Yes, You Should Ask Your Parents About Their Financial Plans

Parents are often more than happy to offer financial advice to their kids. They like to feel needed and want to make sure you’re on solid financial ground. But it’s important to turn the tables and ask about their financial plans, too.

Are they saving for retirement? Have they updated their will? What’s their plan for long-term care, should they need it?

It doesn’t matter if you’re living on ramen or running your own business, asking your parents about their financial future can feel odd. But life moves fast. And your parents’ financial plans can and will affect your own, eventually. So it’s important to talk early and often about how they’re planning for retirement and the often high cost of aging.

“It’s never too soon to have this conversation,” says Greg Young, owner of Ahead Full Wealth Management LLC in Rhode Island. “If something happens to your parents, not only there goes your safety net and a key part of your support network, but their affairs will likely pile onto you.”

Tact is everything when talking about money. Show them you want to learn and you want to help. Use your own life events, like a new job, a new house or an expanding family, as an opening to talk about their plans.


It’s important to know if your parents are saving, but this conversation isn’t just about money. It’s also about their dreams for retirement.

The talk

Your first real job (or any new job) is a good chance to ease into the conversation. Ask your parents for advice as you navigate 401(k) contributions. A simple “What did you do?” gives you insight without being invasive.

House hunting? That’s another opportunity to check in with your folks about their retirement plans. You know, in case you need to add “in-law suite” to your wish list.

Long-term care insurance

The cost of extended care is staggering — assisted living carries a median price tag of $48,000 per year, while the annual median cost for a nursing home is nearly $90,000 for a semi-private room, according to an annual survey by Genworth, an insurance company.

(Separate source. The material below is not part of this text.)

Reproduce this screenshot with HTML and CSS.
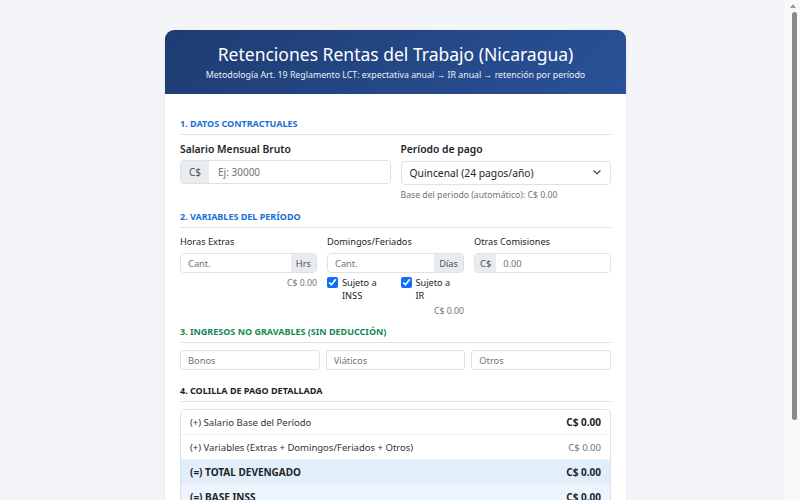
FILE: index.html
```html
<!DOCTYPE html>
<html lang="es">
<head>
<meta charset="utf-8">
<title>Retenciones Rentas del Trabajo</title>
<link rel="stylesheet" href="styles.css">
</head>
<body>
<div class="card">
  <header class="card-head">
    <h1>Retenciones Rentas del Trabajo (Nicaragua)</h1>
    <p>Metodología Art. 19 Reglamento LCT: expectativa anual → IR anual → retención por período</p>
  </header>
  <div class="card-body">
    <h2 class="sec sec-blue">1. Datos Contractuales</h2>
    <div class="grid2">
      <div>
        <label class="lbl-strong">Salario Mensual Bruto</label>
        <div class="igroup big">
          <span class="addon">C$</span>
          <input type="text" placeholder="Ej: 30000">
        </div>
      </div>
      <div>
        <label class="lbl-strong">Período de pago</label>
        <div class="select-wrap">
          <select><option>Quincenal (24 pagos/año)</option></select>
          <svg class="chev" viewBox="0 0 16 16" width="10" height="10"><path d="M3 6l5 5 5-5" fill="none" stroke="#343a40" stroke-width="1.8" stroke-linecap="round" stroke-linejoin="round"/></svg>
        </div>
        <div class="help">Base del periodo (automático): C$ 0.00</div>
      </div>
    </div>

    <h2 class="sec sec-blue sec2">2. Variables del Período</h2>
    <div class="grid3">
      <div>
        <label class="lbl">Horas Extras</label>
        <div class="igroup">
          <input type="text" placeholder="Cant.">
          <span class="addon">Hrs</span>
        </div>
        <div class="amt">C$ 0.00</div>
      </div>
      <div>
        <label class="lbl">Domingos/Feriados</label>
        <div class="igroup">
          <input type="text" placeholder="Cant.">
          <span class="addon">Días</span>
        </div>
        <div class="checks">
          <label class="chk"><input type="checkbox" checked><span>Sujeto a INSS</span></label>
          <label class="chk"><input type="checkbox" checked><span>Sujeto a IR</span></label>
        </div>
        <div class="amt">C$ 0.00</div>
      </div>
      <div>
        <label class="lbl">Otras Comisiones</label>
        <div class="igroup">
          <span class="addon">C$</span>
          <input type="text" placeholder="0.00">
        </div>
      </div>
    </div>

    <h2 class="sec sec-green">3. Ingresos No Gravables (Sin Deducción)</h2>
    <div class="grid3n">
      <input class="plain" type="text" placeholder="Bonos">
      <input class="plain" type="text" placeholder="Viáticos">
      <input class="plain" type="text" placeholder="Otros">
    </div>

    <h2 class="sec sec-dark">4. Colilla de Pago Detallada</h2>
    <div class="slip">
      <div class="row"><span>(+) Salario Base del Período</span><b>C$ 0.00</b></div>
      <div class="row"><span>(+) Variables (Extras + Domingos/Feriados + Otros)</span><span class="val">C$ 0.00</span></div>
      <div class="row total"><span>(=) TOTAL DEVENGADO</span><span>C$ 0.00</span></div>
      <div class="row base"><span>(=) BASE INSS</span><span>C$ 0.00</span></div>
      <div class="row"><span>(-) INSS Laboral (7%)</span><span class="val red">C$ 0.00</span></div>
    </div>
  </div>
</div>
<div class="fake-scroll" aria-hidden="true">
  <span class="fs-arrow"></span>
  <span class="fs-thumb"></span>
</div>
</body>
</html>
```
FILE: styles.css
```css
* { box-sizing: border-box; }
html, body { margin: 0; padding: 0; }
body {
  background: #f3f5f8;
  font-family: "Noto Sans", "Open Sans", sans-serif;
  color: #212529;
  padding-right: 9px;
}
.card {
  width: 461px;
  margin: 30px auto 30px;
  background: #fff;
  border-radius: 9px;
  overflow: hidden;
  box-shadow: 0 1px 4px rgba(0,0,0,0.06);
}
.card-head {
  background: linear-gradient(135deg, #1e3c72 0%, #2a5298 100%);
  color: #fff;
  text-align: center;
  padding: 12px 10px 12px;
}
.card-head h1 {
  margin: 0;
  font-size: 17.5px;
  font-weight: 400;
  line-height: 24px;
}
.card-head p {
  margin: 3px 0 0;
  font-size: 8.8px;
  line-height: 13px;
  opacity: 0.92;
}
.card-body { padding: 23px 15px 15px; }

.sec {
  margin: 0 0 7px;
  padding-bottom: 4px;
  border-bottom: 1px solid #dee2e6;
  font-size: 9px;
  font-weight: 700;
  letter-spacing: 0;
  text-transform: uppercase;
  line-height: 13px;
}
.sec2 { margin-bottom: 8px; }
.sec-blue { color: #1a6fd9; }
.sec-green { color: #198754; }
.sec-dark { color: #212529; }

.grid2 {
  display: grid;
  grid-template-columns: repeat(2, minmax(0, 1fr));
  gap: 10px;
  margin-bottom: 9px;
}
.grid3 {
  display: grid;
  grid-template-columns: repeat(3, minmax(0, 1fr));
  gap: 10px;
  margin-bottom: 8px;
}
.grid3n {
  display: grid;
  grid-template-columns: repeat(3, minmax(0, 1fr));
  gap: 6px;
  margin-bottom: 14px;
}
.lbl-strong {
  display: block;
  font-size: 10.3px;
  font-weight: 600;
  line-height: 14px;
  margin: 0 0 4px;
}
.lbl {
  display: block;
  font-size: 9.2px;
  line-height: 12px;
  margin: 0 0 5px;
  color: #212529;
}
.igroup {
  display: flex;
  height: 20px;
  border: 1px solid #dee2e6;
  border-radius: 4px;
  overflow: hidden;
  background: #fff;
}
.igroup.big { height: 24px; }
.igroup input {
  flex: 1;
  min-width: 0;
  border: 0;
  outline: 0;
  padding: 0 7px;
  font: inherit;
  font-size: 9.3px;
  color: #212529;
  background: #fff;
}
.igroup.big input { font-size: 10px; padding: 0 9px; }
.addon {
  display: flex;
  align-items: center;
  padding: 0 5px;
  background: #e9ecef;
  color: #495057;
  font-size: 9.3px;
}
.igroup.big .addon { padding: 0 8px; font-size: 10px; }
input::placeholder { color: #6c757d; opacity: 1; }

.select-wrap { position: relative; }
.select-wrap select {
  appearance: none;
  -webkit-appearance: none;
  width: 100%;
  height: 24px;
  border: 1px solid #dee2e6;
  border-radius: 4px;
  background: #fff;
  font: inherit;
  font-size: 10.3px;
  padding: 0 24px 0 8px;
  color: #212529;
}
.chev {
  position: absolute;
  right: 9px;
  top: 7px;
  pointer-events: none;
}
.help {
  font-size: 8.7px;
  color: #6c757d;
  margin-top: 4px;
  line-height: 12px;
}
.amt {
  text-align: right;
  font-size: 8.7px;
  color: #6c757d;
  margin-top: 4px;
  line-height: 12px;
}
.checks {
  display: flex;
  gap: 10px;
  margin-top: 3px;
}
.chk {
  display: flex;
  align-items: flex-start;
  gap: 4px;
  flex: 1;
  font-size: 9.2px;
  line-height: 13px;
}
.chk input {
  margin: 1px 0 0;
  width: 11px;
  height: 11px;
  accent-color: #0d6efd;
  flex: none;
}
.chk span { width: 40px; }
.checks + .amt { margin-top: 3px; }

input.plain {
  height: 20px;
  border: 1px solid #dee2e6;
  border-radius: 3px;
  padding: 0 7px;
  font: inherit;
  font-size: 9.3px;
  outline: 0;
  min-width: 0;
}

.slip {
  border: 1px solid #dee2e6;
  border-radius: 5px;
  overflow: hidden;
}
.row {
  display: flex;
  justify-content: space-between;
  align-items: center;
  height: 25px;
  padding: 0 9px;
  border-bottom: 1px solid #eceff2;
  font-size: 9.5px;
  color: #333;
}
.row:last-child { border-bottom: 0; }
.row b { font-weight: 700; color: #212529; font-size: 10px; }
.row .val { color: #6c757d; }
.row .val.red { color: #dc3545; }
.row.total { background: #e2effb; font-weight: 700; color: #212529; font-size: 10px; }
.row.base { background: #ecf5fd; font-weight: 700; color: #212529; font-size: 10px; }

/* emulated browser scrollbar (browser chrome in the reference) */
.fake-scroll {
  position: fixed;
  top: 0;
  right: 0;
  width: 15px;
  height: 100%;
  background: #f8f9fb;
}
.fs-arrow {
  position: absolute;
  top: 4px;
  left: 5px;
  width: 0;
  height: 0;
  border-left: 3px solid transparent;
  border-right: 3px solid transparent;
  border-bottom: 4px solid #9a9a9a;
}
.fs-thumb {
  position: absolute;
  top: 12px;
  left: 7px;
  width: 5px;
  height: 408px;
  background: #8a8a8a;
  border-radius: 3px;
}
```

In-home care can be just as costly, depending on the services needed.

Long-term care insurance helps offset the cost of nursing care and help with routine activities like eating, bathing and dressing, whether at home or in an assisted living or nursing home.

The talk

Long-term care insurance gets more expensive with age, so most people who buy it do so in their 50s or 60s. It’s good to start the conversation early to have the topic on your family’s radar.

“‘Do you have long-term health care insurance?’ That’s a specific question that is pretty palatable,” says Thayer Willis, a wealth counselor. “If they say yes, the follow-up question is: ‘How does it work exactly?’”

If the direct approach doesn’t jibe, try backing into the conversation. Use someone else’s experience as an example and ask whether your parents have considered assisted living in the future and how they would pay for it.

Estate planning

Sorting through an estate without clear directives can tear families apart. That’s the last thing your parents want. Talking openly about things like wills and trusts, life insurance and advance medical directives can help you understand what they have in place, and give you insight into their intentions, Young says.

“Knowing what to expect from them, or that they’ve done some planning, will certainly make an emotional eventuality a little easier,” he says.

The talk

Starting your own family, and setting up your own estate plan, is a great opportunity to ask your parents what they have in place. You can also use someone else’s experience to start the conversation.

“Ask questions like: ‘A friend from work had a parent pass and they could not find any paperwork. … Do you and Mom have all your paperwork together in one place? If you were to pass, who has access to it?’” says Mark Struthers, owner of Sona Financial, a wealth management firm.

Your folks might not be comfortable talking about their finances. That’s OK. Don’t push them. Instead, make it clear that you’re ready and willing to talk another time, Willis says.

“You might need to take the approach of planting a seed, and that’s all you do in the first discussion,” she says. “Which is another reason for beginning early.”